Friday, December 17, 2010

Experts commend Central Bank for ‘saving’ naira value

Some finance experts have commended the Central Bank of Nigeria for its attempt to save the naira from falling freely, especially in an era when currencies are struggling to maintain their value.

Ayo Teriba, the managing director, Economic Associates, a finance research and investment advisory firm, said the Central Bank made a good decision to help the nation’s local currency.
“I think the Central Bank did well in helping the naira by attempting to meet the demand for Forex at the Forex market. If they hadn’t, it would have resulted into the conversion of a global problem into a domestic one,” Mr. Teriba said.
He said this on Wednesday at the firm’s one-day conference on ‘Economic and Financial Outlook in 2011’ held in Lagos. The event was to deliberate on outlook for global and domestic markets for 2011, the extent to which the post-crisis economic and financial rebalancing forces that currently dictate the pace of global demand, commodity prices, and financial markets are expected to continue into 2011.
“We were able to hold rates reasonably stable, even though it costs us our reserves. The Central Bank has helped stabilise our exchange rate even though it’s at the expense of our foreign reserves,” he added.
Sanusi Lamido Sanusi, the Central Bank governor, has said that the regulatory body would not allow a free fall of the nation’s currency and that it would also endeavour to meet foreign exchange demands at the auction markets.
Fairly stable outlook
Most members of the audience from strategic planning units of various banks, pension funds, and other finance firms agreed that outlook for the global and domestic economy is fairly stable.
“Output for the global economy is positive, as far as commodity prices are concerned. We anticipate that there could be growth next year without as much fluctuations as we experienced this year,” Mr. Teriba said.
Participants, however, pointed out that there may be uncertainties next year from political concerns and the elections.
While accepting that likely election risks should be anticipated, Mr. Teriba says the financial outlook for the nation is not likely to depreciate beyond its present level.
Akintola Akinbamidele, a Research Analyst, Renaissance Capital, an investment firm, says sharp political uncertainty should be anticipated, which could restrain investor participation in some of the nation’s markets.
“One main concern arises from the increment in recurrent spending as a percentage of total spending, which is projected at 75 percent in 2011 versus 49 percent in 2010. With historically low execution levels of capital projects, the much needed period of sustained high economic growth will be delayed.
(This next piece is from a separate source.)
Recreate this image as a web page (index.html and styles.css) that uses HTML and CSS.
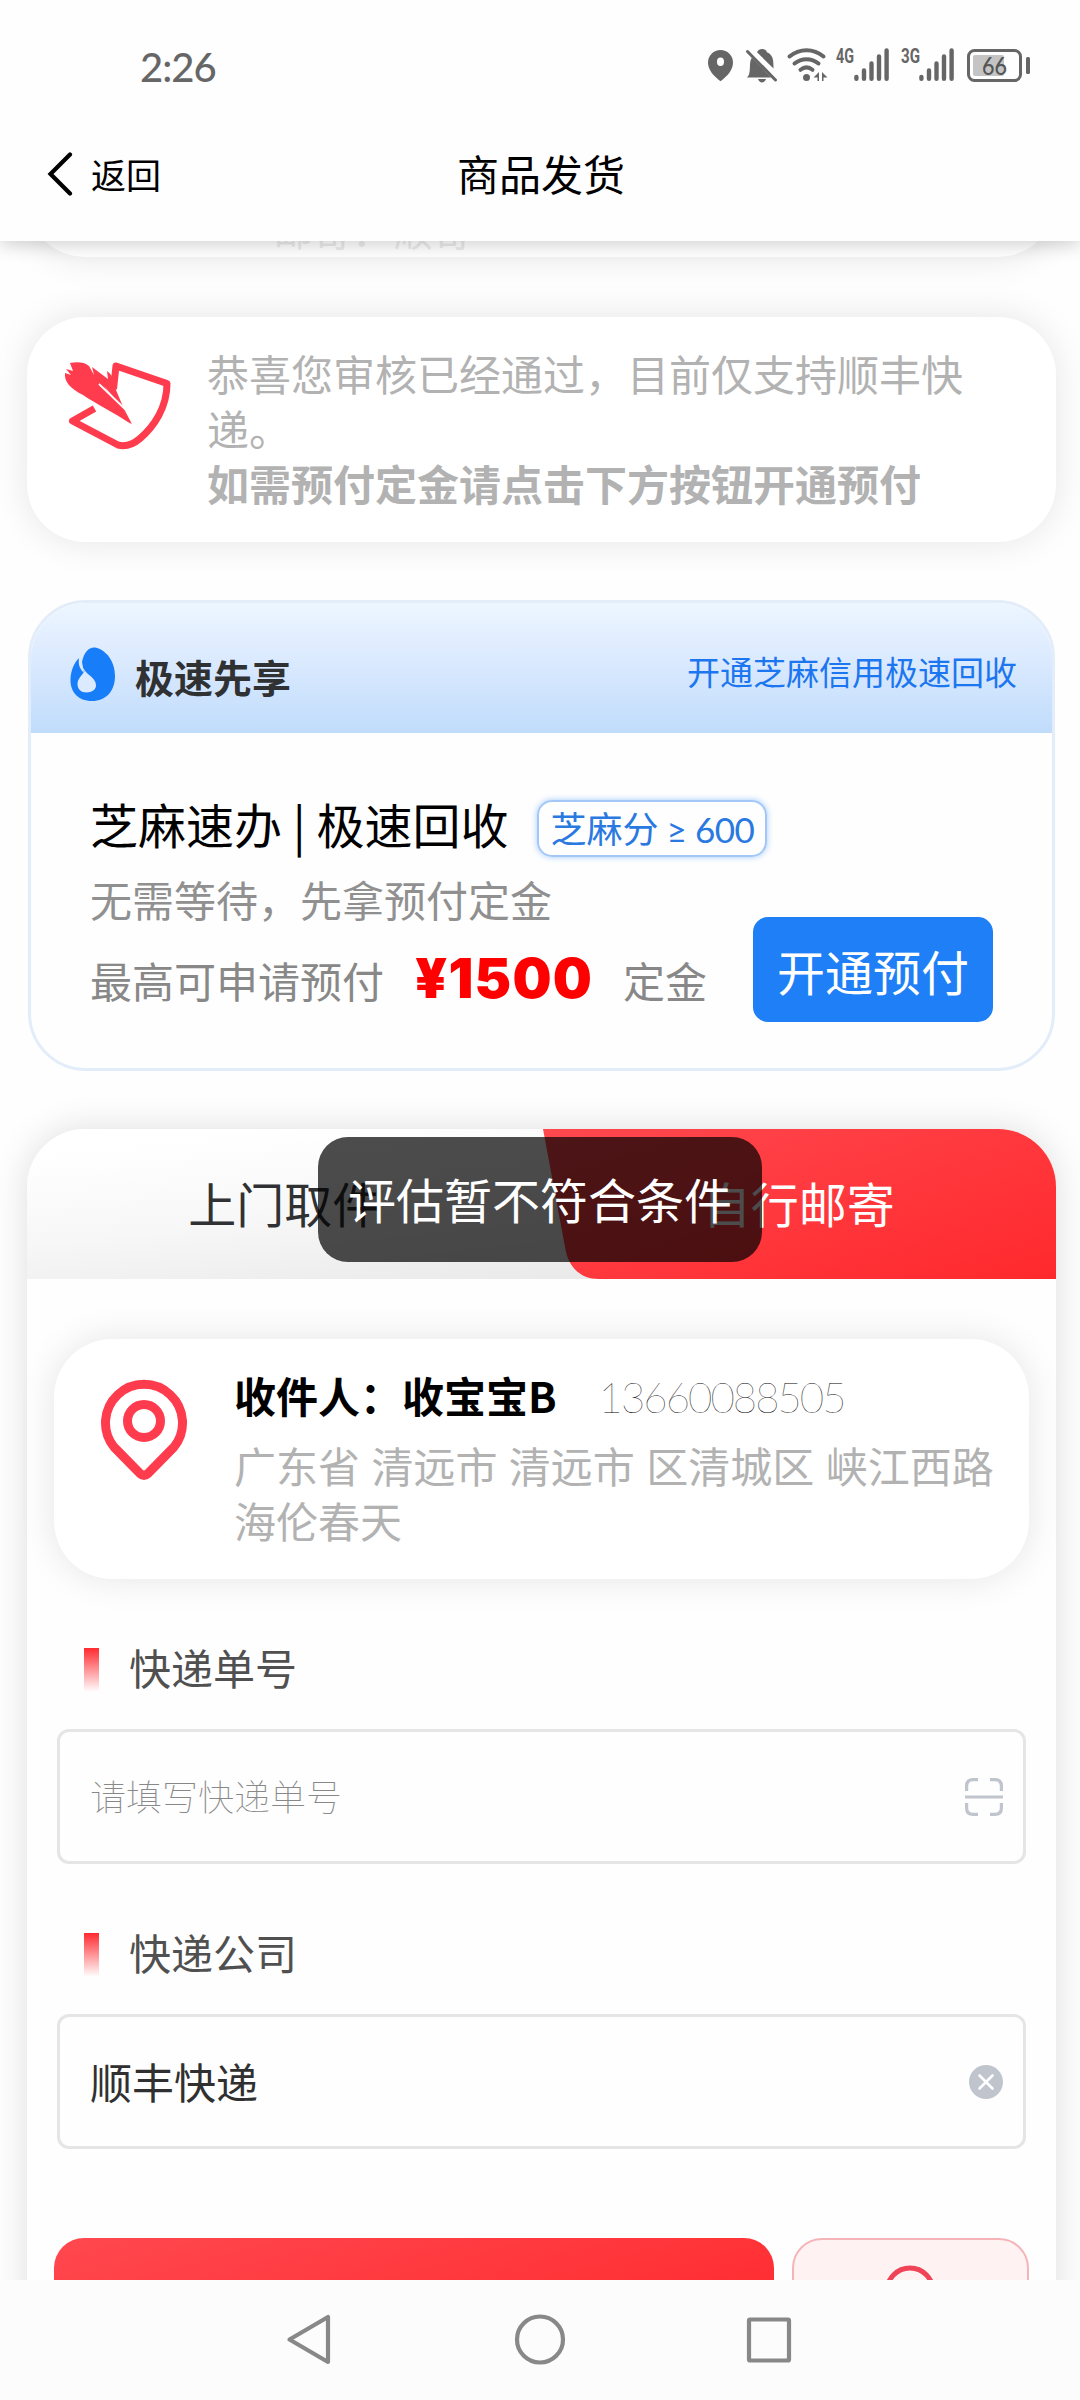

Exacerbating this scenario is the “potential” laggard effect on project execution by newly appointed public officials following an election period.
“We are of the opinion that post April 2011 elections and into 2012, fiscal and monetary policy will be mirrored. Thus the outlook for lower yield outlook in 2012 should drive significant valuation on bond prices,” he added.
He further said that the firm’s major catalyst for its outlook is the nation’s continuation in the anticipated reforms in power, oil and infrastructure.
The conference was the fourth in a quarterly series of economic event by the firm this year.